The petition was introduced to the House on February 12 and to the Senate on February 15, 1790. It was immediately denounced by pro-slavery congressmen and sparked a heated debate in both the House and the Senate. The Senate took no action on the petition, and the House referred it to a select committee for further consideration. The committee reported on March 5, 1790 claiming that the Constitution restrains The committee reported on March 5, 1790 claiming that the Constitution restrains Congress from prohibiting the importation or emancipation of slaves until 1808 and then tabled the petition. On April 17, 1790, just two months later, Franklin died in Philadelphia at the age of 84.

First, well, better late than never for Dr. Franklin.  He, at least, made that much progress as Thomas Jefferson,  the author of that promise of equality was increasing his practice of slavery with the minutely sedulous scientific analysis.  I will also point out that it as those largely at the agitation of those pesky Quakers that he likely came that far, though they were hardly the only religious abolitionists of the time, many of whom were free Black People and Black People who were held in slavery.

If you want to read the report of the House Special Committe which disposed of the abolitionist petition, in that congress of Founders, you can read it in its depraved specificity, noting that the Constitution, itself, provided them with an excuse not to act for the next eighteen years.  Future congresses would resort to other provisions and the building body of slave-enabling law that was compiled by the judiciary at the same time.   Notice what Congress was forbidden by the Constitution from doing.

That Congress have no authority to interfere in the internal regulations of particular States, relative to the instruction of slaves in the principles of morality and religion*, to their comfortable clothing, accommodations and substance; to the regulation of their marriages, and the prevention of the violation of rights therefore, or to the separation of children from their parents; to a comfortable provision in cases of sickness, age, or infirmity; or to the seizure, transportation, or sale of free negroes; but have the fullest confidence in the wisdom and humanity of the Legislatures of the several States, that they will revise their laws, from time to time, when necessary, and promote the objects mentioned in the memorials, and every other measure that may tend to the happiness of slaves.

Considering that all of those things were things that States among the several States most certainly didn't regulate for the "happiness of slaves" which was the very reason they were brought up by abolitionists, the mealy-mouthed, lying hypocrisy of that House committee couldn't have been more obvious.  And their giving the object of our present day idolatry, the stinking, hypocritical Constitution as the reason for doing no more than lying about what was going on.

A few years back, I asked my very, very old mother and several of the other very old people I knew who were well read and who had always followed current events if they ever heard people going on and on about the "founders" and the Constitution when they were young.  All of them said they didn't remember it until about the time of the backlash against the civil rights agitation in the 1950s and 60s and on.  That was what I suspected, the cult of the Founders and the Constitution is part and parcel of the neo-Confederate reaction to equal rights.  Though, it should be noted, that most of the Northern States were also slave state during the First Congress and many of them would remain so.  I believe the "Mr.
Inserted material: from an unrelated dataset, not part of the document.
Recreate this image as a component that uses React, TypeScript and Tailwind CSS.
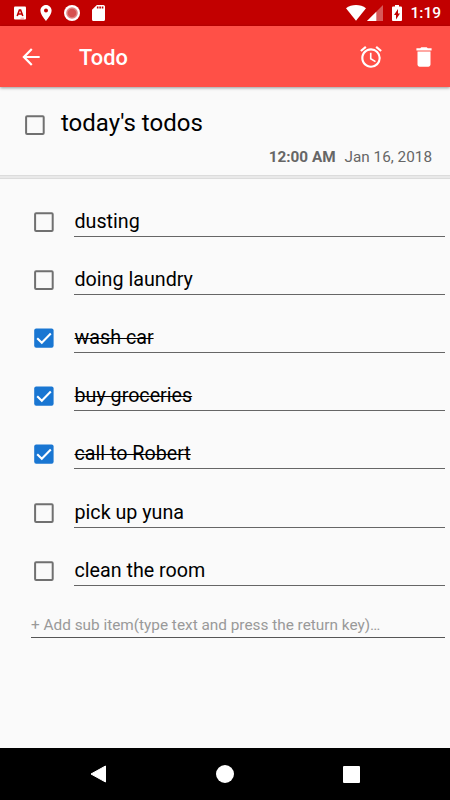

Foster" who issued that report was Abiel Foster, of New Hampshire, a member of the First Congress and, indeed, to the Continental Congress.   Though I can't find more documentation of that Special Committee on such short notice.  I would love to know what the gods of that idolatry might have said about it or the provision in the Constitution at the time it was adopted.

*  You can contrast the current de-religionized myth to what the early Black anti-Slavery agitator, David Walker said, mentioning the hypocritical Jefferson by name.   It is clear that slave holders didn't want slaves being exposed to the scriptures because the idea of slaves being freed is central to the entire thing.  They certainly didn't want them to learn to read so they could read such radical commandments of justice for themselves.


Update:  Oh, no.  No, no, no, no, no.  I don't mean that we should come out and attack the friggin' Founders and the corrupt anti-democratic Constitution by name.  We have to get rid of those by a more gradual process that shows people how they got suckered into deifying those in the first place. But the first step in that is for people who claim to be liberals and on the left to stop pushing that crap, themselves.  Even the ones who do it in Founders drag on stage.

I'd urge people to take up what Ishmael Reed and those he cited raised as a tacit challenge, to truthfully do with real abolitionists, Black people, people like Harriet Tubman (read what it said about her in the article I linked to from Reed), David Walker, Ida  Wells, who are real heroines and heroes what was done untruthfully for Hamilton.   Let's see if the friggin' New York Times would promote such a show into a $700 friggin' dollars a friggin' ticket show if it told the truth.  Openly challenge them to do it or to be considered the racist institution it is.  The NYT needs to be knocked off a plinth, too.